_Dataset excerpt_:
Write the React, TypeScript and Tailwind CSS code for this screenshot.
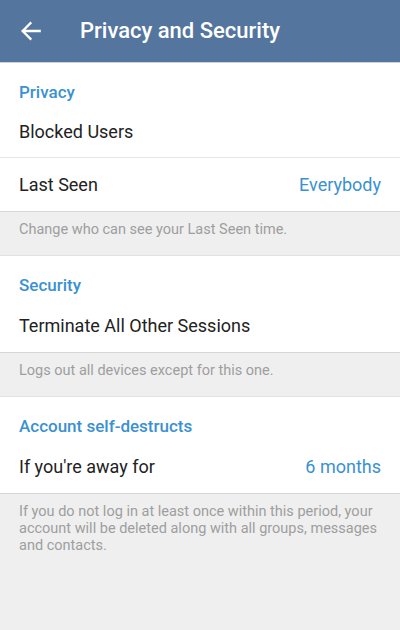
import React from "react";

const font = { fontFamily: "Roboto, 'Noto Sans', sans-serif" };

function SectionHeader({ children }: { children: React.ReactNode }) {
  return (
    <div className="h-[43px] pt-[19px] pl-[19px] text-[17px] leading-[20px] font-medium text-[#3a91d2]">
      {children}
    </div>
  );
}

function Row({
  label,
  value,
  h,
}: {
  label: string;
  value?: string;
  h: string;
}) {
  return (
    <div className={`flex items-center justify-between px-[19px] ${h}`}>
      <span className="text-[18px] text-[#222222]">{label}</span>
      {value && <span className="text-[18px] text-[#3a91d2]">{value}</span>}
    </div>
  );
}

function Note({ children, h }: { children: React.ReactNode; h: string }) {
  return (
    <div
      className={`bg-[#efefef] border-t border-[#d6d6d6] px-[19px] pt-[9px] text-[14.5px] leading-[17px] text-[#9e9e9e] ${h}`}
    >
      {children}
    </div>
  );
}

export default function App() {
  return (
    <div className="w-[400px] h-[630px] bg-[#efefef] flex flex-col" style={font}>
      <div className="h-[62px] bg-[#54759e] flex items-center shrink-0">
        <div className="w-[80px] flex items-center pl-[18px]">
          <svg width="26" height="26" viewBox="0 0 24 24" fill="none">
            <path
              d="M20 12H4.5M11.5 4.8L4.3 12l7.2 7.2"
              stroke="white"
              strokeWidth="2.1"
              strokeLinecap="square"
            />
          </svg>
        </div>
        <span className="text-[22px] font-medium text-white leading-none">
          Privacy and Security
        </span>
      </div>
      <div className="h-px bg-[#cfd3d8] shrink-0" />

      <div className="bg-white">
        <SectionHeader>Privacy</SectionHeader>
        <Row label="Blocked Users" h="h-[51px]" />
        <div className="h-px bg-[#e6e6e6]" />
        <Row label="Last Seen" value="Everybody" h="h-[53px]" />
      </div>
      <Note h="h-[44px]">Change who can see your Last Seen time.</Note>
      <div className="h-px bg-[#e2e2e2]" />

      <div className="bg-white">
        <SectionHeader>Security</SectionHeader>
        <Row label="Terminate All Other Sessions" h="h-[53px]" />
      </div>
      <Note h="h-[44px]">Logs out all devices except for this one.</Note>
      <div className="h-px bg-[#e2e2e2]" />

      <div className="bg-white">
        <SectionHeader>Account self-destructs</SectionHeader>
        <Row label="If you're away for" value="6 months" h="h-[53px]" />
      </div>
      <Note h="flex-1">
        If you do not log in at least once within this period, your account
        will be deleted along with all groups, messages and contacts.
      </Note>
    </div>
  );
}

_Problem_:
Could you repeat all of the material exactly? Pictures should not be copied.

_Correct response_:
Write the React, TypeScript and Tailwind CSS code for this screenshot.
import React from "react";

const font = { fontFamily: "Roboto, 'Noto Sans', sans-serif" };

function SectionHeader({ children }: { children: React.ReactNode }) {
  return (
    <div className="h-[43px] pt-[19px] pl-[19px] text-[17px] leading-[20px] font-medium text-[#3a91d2]">
      {children}
    </div>
  );
}

function Row({
  label,
  value,
  h,
}: {
  label: string;
  value?: string;
  h: string;
}) {
  return (
    <div className={`flex items-center justify-between px-[19px] ${h}`}>
      <span className="text-[18px] text-[#222222]">{label}</span>
      {value && <span className="text-[18px] text-[#3a91d2]">{value}</span>}
    </div>
  );
}

function Note({ children, h }: { children: React.ReactNode; h: string }) {
  return (
    <div
      className={`bg-[#efefef] border-t border-[#d6d6d6] px-[19px] pt-[9px] text-[14.5px] leading-[17px] text-[#9e9e9e] ${h}`}
    >
      {children}
    </div>
  );
}

export default function App() {
  return (
    <div className="w-[400px] h-[630px] bg-[#efefef] flex flex-col" style={font}>
      <div className="h-[62px] bg-[#54759e] flex items-center shrink-0">
        <div className="w-[80px] flex items-center pl-[18px]">
          <svg width="26" height="26" viewBox="0 0 24 24" fill="none">
            <path
              d="M20 12H4.5M11.5 4.8L4.3 12l7.2 7.2"
              stroke="white"
              strokeWidth="2.1"
              strokeLinecap="square"
            />
          </svg>
        </div>
        <span className="text-[22px] font-medium text-white leading-none">
          Privacy and Security
        </span>
      </div>
      <div className="h-px bg-[#cfd3d8] shrink-0" />

      <div className="bg-white">
        <SectionHeader>Privacy</SectionHeader>
        <Row label="Blocked Users" h="h-[51px]" />
        <div className="h-px bg-[#e6e6e6]" />
        <Row label="Last Seen" value="Everybody" h="h-[53px]" />
      </div>
      <Note h="h-[44px]">Change who can see your Last Seen time.</Note>
      <div className="h-px bg-[#e2e2e2]" />

      <div className="bg-white">
        <SectionHeader>Security</SectionHeader>
        <Row label="Terminate All Other Sessions" h="h-[53px]" />
      </div>
      <Note h="h-[44px]">Logs out all devices except for this one.</Note>
      <div className="h-px bg-[#e2e2e2]" />

      <div className="bg-white">
        <SectionHeader>Account self-destructs</SectionHeader>
        <Row label="If you're away for" value="6 months" h="h-[53px]" />
      </div>
      <Note h="flex-1">
        If you do not log in at least once within this period, your account
        will be deleted along with all groups, messages and contacts.
      </Note>
    </div>
  );
}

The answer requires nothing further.